Task objective
Repeat every line of the listing below exactly, minus the pictures.

Information supplied
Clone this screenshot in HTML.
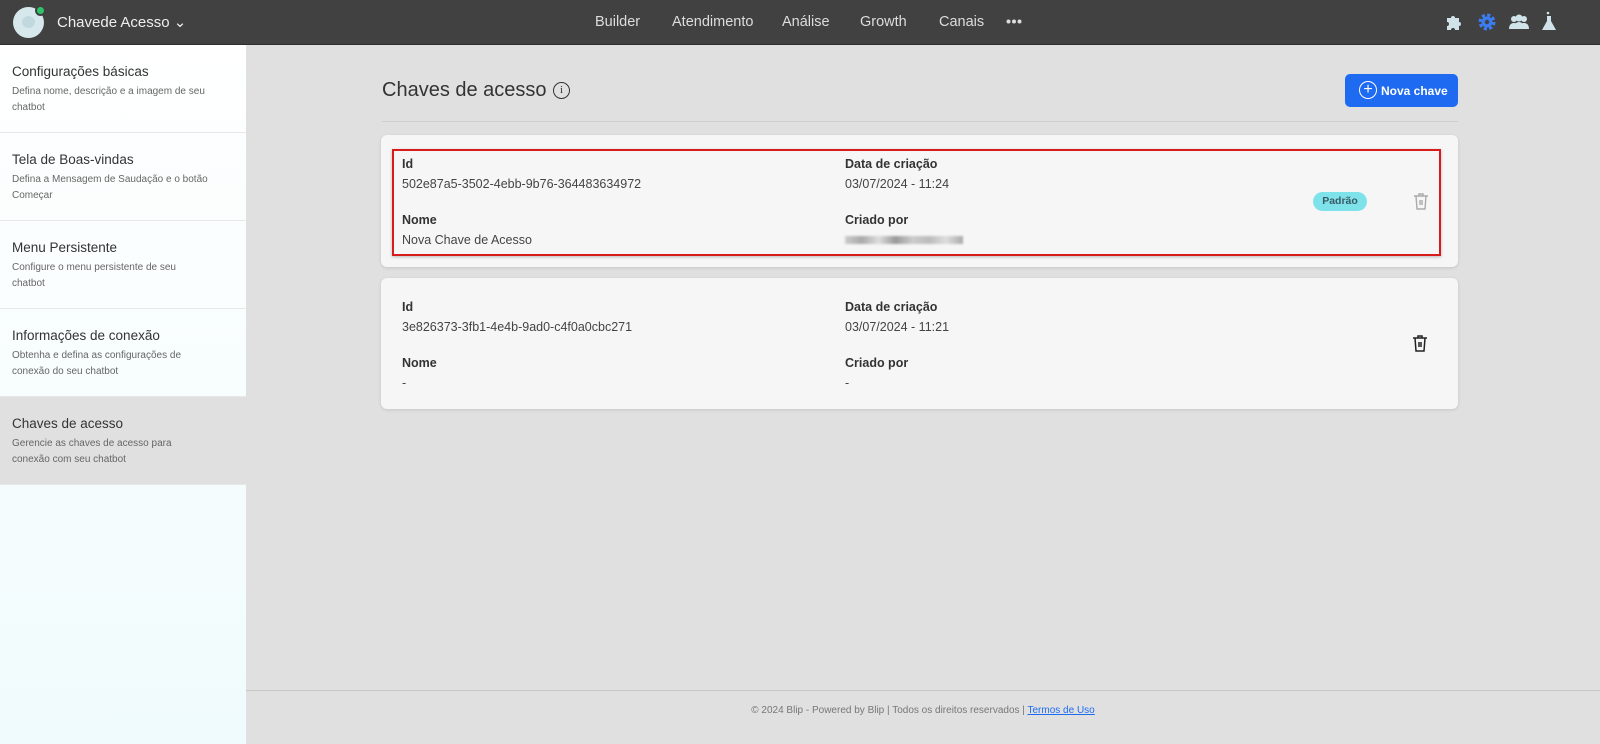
<!DOCTYPE html>
<html><head><meta charset="utf-8"><style>
*{margin:0;padding:0;box-sizing:border-box}
body{width:1600px;height:744px;overflow:hidden;background:#e0e0e0;font-family:"Liberation Sans",sans-serif;position:relative}
.top{position:absolute;left:0;top:0;width:1600px;height:45px;background:#414141;border-bottom:1px solid #2e2e2e}
.logo{position:absolute;left:13px;top:7px;width:31px;height:31px;border-radius:50%;background:#d7e8ec}
.logo:before{content:"";position:absolute;left:9px;top:9px;width:13px;height:12px;border-radius:50%;background:#c0d8de}
.dot{position:absolute;left:35px;top:5px;width:11px;height:11px;border-radius:50%;background:#2cc36b;border:2px solid #414141}
.brand{position:absolute;left:57px;top:13px;color:#eee;font-size:15px}
.nav{position:absolute;top:14px;color:#ddd;font-size:14.5px}
.side{position:absolute;left:0;top:45px;width:246px;height:699px;background:linear-gradient(#fff,#f0fbfd)}
.item{height:88px;border-bottom:1px solid #e8e8e8;padding:19px 12px}
.item h4{font-weight:normal;font-size:13.5px;color:#333;margin-bottom:5px}
.item p{font-size:10px;color:#666;line-height:16px;width:195px}
.item.act{background:#e0e0e0}
h1{position:absolute;left:382px;top:79px;font-weight:normal;font-size:20px;color:#333}
.info{position:absolute;left:553px;top:82px;width:17px;height:17px;border:1.5px solid #333;border-radius:50%;font-size:11px;text-align:center;line-height:14px;color:#333;font-family:"Liberation Serif",serif}
.btn{position:absolute;left:1345px;top:74px;width:113px;height:33px;background:#1e6bf1;border-radius:5px;color:#fff;font-weight:bold;font-size:12px;padding:10px 0 0 36px;white-space:nowrap}
.btn i{position:absolute;left:14px;top:7px;width:18px;height:18px;border:1.5px solid #fff;border-radius:50%;font-style:normal;font-weight:normal;text-align:center;line-height:15px;font-size:16px}
.hr{position:absolute;left:382px;top:121px;width:1076px;height:1px;background:#cfcfcf}
.card{position:absolute;left:381px;width:1077px;background:#f6f6f6;border-radius:6px;box-shadow:0 1px 3px rgba(0,0,0,.12)}
.f{position:absolute;font-size:12.5px;color:#444}
.f b{display:block;color:#333;margin-bottom:6px}
.pill{position:absolute;left:932px;top:57px;width:54px;height:19px;border-radius:10px;background:#7ee2ea;font-size:10.5px;font-weight:bold;text-align:center;line-height:19px;color:#3a5a66}
.blur{display:inline-block;width:118px;height:8px;background:linear-gradient(90deg,#ccc,#aaa,#ddd,#999,#ccc,#bbb,#ddd,#aaa);filter:blur(1px)}
.foot{position:absolute;left:246px;top:690px;width:1354px;height:54px;border-top:1px solid #c8c8c8;text-align:center;font-size:10px;color:#777;padding-top:14px}
.foot a{color:#1e6bf1;text-decoration:underline}
</style></head><body>
<div class="top">
<div class="logo"></div><div class="dot"></div>
<div class="brand">Chavede Acesso ⌄</div>
<div class="nav" style="left:595px">Builder</div>
<div class="nav" style="left:672px">Atendimento</div>
<div class="nav" style="left:782px">Análise</div>
<div class="nav" style="left:860px">Growth</div>
<div class="nav" style="left:939px">Canais</div>
<svg style="position:absolute;left:1006px;top:19px" width="16" height="5" viewBox="0 0 16 5"><circle cx="2.5" cy="2.5" r="2" fill="#ddd"/><circle cx="8" cy="2.5" r="2" fill="#ddd"/><circle cx="13.5" cy="2.5" r="2" fill="#ddd"/></svg>
<svg style="position:absolute;left:1444px;top:12px" width="20" height="20" viewBox="0 0 20 20"><path fill="#cfe3e8" d="M3 6h4a2 2 0 1 1 4 0h4v4a2 2 0 1 1 0 4v4h-4a2 2 0 1 0-4 0H3v-4a2 2 0 1 0 0-4z"/></svg>
<svg style="position:absolute;left:1477px;top:12px" width="20" height="20" viewBox="0 0 20 20"><circle cx="10" cy="10" r="6.5" fill="none" stroke="#3b7cf0" stroke-width="4" stroke-dasharray="3 2.1"/><circle cx="10" cy="10" r="5.5" fill="#3b7cf0"/><circle cx="10" cy="10" r="2.2" fill="#414141"/></svg>
<svg style="position:absolute;left:1508px;top:12px" width="22" height="20" viewBox="0 0 22 20"><circle cx="6" cy="7" r="3" fill="#cfe3e8"/><circle cx="16" cy="7" r="3" fill="#cfe3e8"/><circle cx="11" cy="6" r="3.5" fill="#cfe3e8"/><path fill="#cfe3e8" d="M1 17c0-5 3-6 5-6s5 1 5 6zM11 17c0-5 3-6 5-6s5 1 5 6zM5 17c0-5 4-7 6-7s6 2 6 7z"/></svg>
<svg style="position:absolute;left:1541px;top:10px" width="16" height="22" viewBox="0 0 16 22"><path fill="#cfe3e8" d="M6 6h4v5l5 9H1l5-9z"/><circle cx="7" cy="3" r="1.3" fill="#cfe3e8"/></svg>
</div>
<div class="side">
<div class="item"><h4>Configurações básicas</h4><p>Defina nome, descrição e a imagem de seu chatbot</p></div>
<div class="item"><h4>Tela de Boas-vindas</h4><p style="width:205px">Defina a Mensagem de Saudação e o botão Começar</p></div>
<div class="item"><h4>Menu Persistente</h4><p style="width:175px">Configure o menu persistente de seu chatbot</p></div>
<div class="item"><h4>Informações de conexão</h4><p style="width:175px">Obtenha e defina as configurações de conexão do seu chatbot</p></div>
<div class="item act"><h4>Chaves de acesso</h4><p style="width:200px">Gerencie as chaves de acesso para conexão com seu chatbot</p></div>
</div>
<h1>Chaves de acesso</h1><div class="info">i</div>
<div class="btn"><i>+</i>Nova chave</div>
<div class="hr"></div>
<div class="card" style="top:135px;height:132px">
<div style="position:absolute;left:11px;top:14px;width:1049px;height:107px;border:2px solid #d81c1c;box-shadow:0 1px 3px rgba(0,0,0,.25)"></div>
<div class="f" style="left:21px;top:22px"><b>Id</b>502e87a5-3502-4ebb-9b76-364483634972</div>
<div class="f" style="left:464px;top:22px"><b>Data de criação</b>03/07/2024 - 11:24</div>
<div class="f" style="left:21px;top:78px"><b>Nome</b>Nova Chave de Acesso</div>
<div class="f" style="left:464px;top:78px"><b>Criado por</b><span class="blur"></span></div>
<div class="pill">Padrão</div>
<svg style="position:absolute;left:1032px;top:57px" width="16" height="18" viewBox="0 0 16 18"><path fill="none" stroke="#aaa" stroke-width="1.4" d="M1 4h14M6 4V2h4v2M3 4l1 13h8l1-13M7 8v5M9 8v5"/></svg>
</div>
<div class="card" style="top:278px;height:131px">
<div class="f" style="left:21px;top:22px"><b>Id</b>3e826373-3fb1-4e4b-9ad0-c4f0a0cbc271</div>
<div class="f" style="left:464px;top:22px"><b>Data de criação</b>03/07/2024 - 11:21</div>
<div class="f" style="left:21px;top:78px"><b>Nome</b>-</div>
<div class="f" style="left:464px;top:78px"><b>Criado por</b>-</div>
<svg style="position:absolute;left:1031px;top:56px" width="16" height="18" viewBox="0 0 16 18"><path fill="none" stroke="#222" stroke-width="1.5" d="M1 4h14M6 4V2h4v2M3 4l1 13h8l1-13M7 8v5M9 8v5"/></svg>
</div>
<div class="foot">© 2024 Blip - Powered by Blip | Todos os direitos reservados | <a>Termos de Uso</a></div>
</body></html>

Full answer
Clone this screenshot in HTML.
<!DOCTYPE html>
<html><head><meta charset="utf-8"><style>
*{margin:0;padding:0;box-sizing:border-box}
body{width:1600px;height:744px;overflow:hidden;background:#e0e0e0;font-family:"Liberation Sans",sans-serif;position:relative}
.top{position:absolute;left:0;top:0;width:1600px;height:45px;background:#414141;border-bottom:1px solid #2e2e2e}
.logo{position:absolute;left:13px;top:7px;width:31px;height:31px;border-radius:50%;background:#d7e8ec}
.logo:before{content:"";position:absolute;left:9px;top:9px;width:13px;height:12px;border-radius:50%;background:#c0d8de}
.dot{position:absolute;left:35px;top:5px;width:11px;height:11px;border-radius:50%;background:#2cc36b;border:2px solid #414141}
.brand{position:absolute;left:57px;top:13px;color:#eee;font-size:15px}
.nav{position:absolute;top:14px;color:#ddd;font-size:14.5px}
.side{position:absolute;left:0;top:45px;width:246px;height:699px;background:linear-gradient(#fff,#f0fbfd)}
.item{height:88px;border-bottom:1px solid #e8e8e8;padding:19px 12px}
.item h4{font-weight:normal;font-size:13.5px;color:#333;margin-bottom:5px}
.item p{font-size:10px;color:#666;line-height:16px;width:195px}
.item.act{background:#e0e0e0}
h1{position:absolute;left:382px;top:79px;font-weight:normal;font-size:20px;color:#333}
.info{position:absolute;left:553px;top:82px;width:17px;height:17px;border:1.5px solid #333;border-radius:50%;font-size:11px;text-align:center;line-height:14px;color:#333;font-family:"Liberation Serif",serif}
.btn{position:absolute;left:1345px;top:74px;width:113px;height:33px;background:#1e6bf1;border-radius:5px;color:#fff;font-weight:bold;font-size:12px;padding:10px 0 0 36px;white-space:nowrap}
.btn i{position:absolute;left:14px;top:7px;width:18px;height:18px;border:1.5px solid #fff;border-radius:50%;font-style:normal;font-weight:normal;text-align:center;line-height:15px;font-size:16px}
.hr{position:absolute;left:382px;top:121px;width:1076px;height:1px;background:#cfcfcf}
.card{position:absolute;left:381px;width:1077px;background:#f6f6f6;border-radius:6px;box-shadow:0 1px 3px rgba(0,0,0,.12)}
.f{position:absolute;font-size:12.5px;color:#444}
.f b{display:block;color:#333;margin-bottom:6px}
.pill{position:absolute;left:932px;top:57px;width:54px;height:19px;border-radius:10px;background:#7ee2ea;font-size:10.5px;font-weight:bold;text-align:center;line-height:19px;color:#3a5a66}
.blur{display:inline-block;width:118px;height:8px;background:linear-gradient(90deg,#ccc,#aaa,#ddd,#999,#ccc,#bbb,#ddd,#aaa);filter:blur(1px)}
.foot{position:absolute;left:246px;top:690px;width:1354px;height:54px;border-top:1px solid #c8c8c8;text-align:center;font-size:10px;color:#777;padding-top:14px}
.foot a{color:#1e6bf1;text-decoration:underline}
</style></head><body>
<div class="top">
<div class="logo"></div><div class="dot"></div>
<div class="brand">Chavede Acesso ⌄</div>
<div class="nav" style="left:595px">Builder</div>
<div class="nav" style="left:672px">Atendimento</div>
<div class="nav" style="left:782px">Análise</div>
<div class="nav" style="left:860px">Growth</div>
<div class="nav" style="left:939px">Canais</div>
<svg style="position:absolute;left:1006px;top:19px" width="16" height="5" viewBox="0 0 16 5"><circle cx="2.5" cy="2.5" r="2" fill="#ddd"/><circle cx="8" cy="2.5" r="2" fill="#ddd"/><circle cx="13.5" cy="2.5" r="2" fill="#ddd"/></svg>
<svg style="position:absolute;left:1444px;top:12px" width="20" height="20" viewBox="0 0 20 20"><path fill="#cfe3e8" d="M3 6h4a2 2 0 1 1 4 0h4v4a2 2 0 1 1 0 4v4h-4a2 2 0 1 0-4 0H3v-4a2 2 0 1 0 0-4z"/></svg>
<svg style="position:absolute;left:1477px;top:12px" width="20" height="20" viewBox="0 0 20 20"><circle cx="10" cy="10" r="6.5" fill="none" stroke="#3b7cf0" stroke-width="4" stroke-dasharray="3 2.1"/><circle cx="10" cy="10" r="5.5" fill="#3b7cf0"/><circle cx="10" cy="10" r="2.2" fill="#414141"/></svg>
<svg style="position:absolute;left:1508px;top:12px" width="22" height="20" viewBox="0 0 22 20"><circle cx="6" cy="7" r="3" fill="#cfe3e8"/><circle cx="16" cy="7" r="3" fill="#cfe3e8"/><circle cx="11" cy="6" r="3.5" fill="#cfe3e8"/><path fill="#cfe3e8" d="M1 17c0-5 3-6 5-6s5 1 5 6zM11 17c0-5 3-6 5-6s5 1 5 6zM5 17c0-5 4-7 6-7s6 2 6 7z"/></svg>
<svg style="position:absolute;left:1541px;top:10px" width="16" height="22" viewBox="0 0 16 22"><path fill="#cfe3e8" d="M6 6h4v5l5 9H1l5-9z"/><circle cx="7" cy="3" r="1.3" fill="#cfe3e8"/></svg>
</div>
<div class="side">
<div class="item"><h4>Configurações básicas</h4><p>Defina nome, descrição e a imagem de seu chatbot</p></div>
<div class="item"><h4>Tela de Boas-vindas</h4><p style="width:205px">Defina a Mensagem de Saudação e o botão Começar</p></div>
<div class="item"><h4>Menu Persistente</h4><p style="width:175px">Configure o menu persistente de seu chatbot</p></div>
<div class="item"><h4>Informações de conexão</h4><p style="width:175px">Obtenha e defina as configurações de conexão do seu chatbot</p></div>
<div class="item act"><h4>Chaves de acesso</h4><p style="width:200px">Gerencie as chaves de acesso para conexão com seu chatbot</p></div>
</div>
<h1>Chaves de acesso</h1><div class="info">i</div>
<div class="btn"><i>+</i>Nova chave</div>
<div class="hr"></div>
<div class="card" style="top:135px;height:132px">
<div style="position:absolute;left:11px;top:14px;width:1049px;height:107px;border:2px solid #d81c1c;box-shadow:0 1px 3px rgba(0,0,0,.25)"></div>
<div class="f" style="left:21px;top:22px"><b>Id</b>502e87a5-3502-4ebb-9b76-364483634972</div>
<div class="f" style="left:464px;top:22px"><b>Data de criação</b>03/07/2024 - 11:24</div>
<div class="f" style="left:21px;top:78px"><b>Nome</b>Nova Chave de Acesso</div>
<div class="f" style="left:464px;top:78px"><b>Criado por</b><span class="blur"></span></div>
<div class="pill">Padrão</div>
<svg style="position:absolute;left:1032px;top:57px" width="16" height="18" viewBox="0 0 16 18"><path fill="none" stroke="#aaa" stroke-width="1.4" d="M1 4h14M6 4V2h4v2M3 4l1 13h8l1-13M7 8v5M9 8v5"/></svg>
</div>
<div class="card" style="top:278px;height:131px">
<div class="f" style="left:21px;top:22px"><b>Id</b>3e826373-3fb1-4e4b-9ad0-c4f0a0cbc271</div>
<div class="f" style="left:464px;top:22px"><b>Data de criação</b>03/07/2024 - 11:21</div>
<div class="f" style="left:21px;top:78px"><b>Nome</b>-</div>
<div class="f" style="left:464px;top:78px"><b>Criado por</b>-</div>
<svg style="position:absolute;left:1031px;top:56px" width="16" height="18" viewBox="0 0 16 18"><path fill="none" stroke="#222" stroke-width="1.5" d="M1 4h14M6 4V2h4v2M3 4l1 13h8l1-13M7 8v5M9 8v5"/></svg>
</div>
<div class="foot">© 2024 Blip - Powered by Blip | Todos os direitos reservados | <a>Termos de Uso</a></div>
</body></html>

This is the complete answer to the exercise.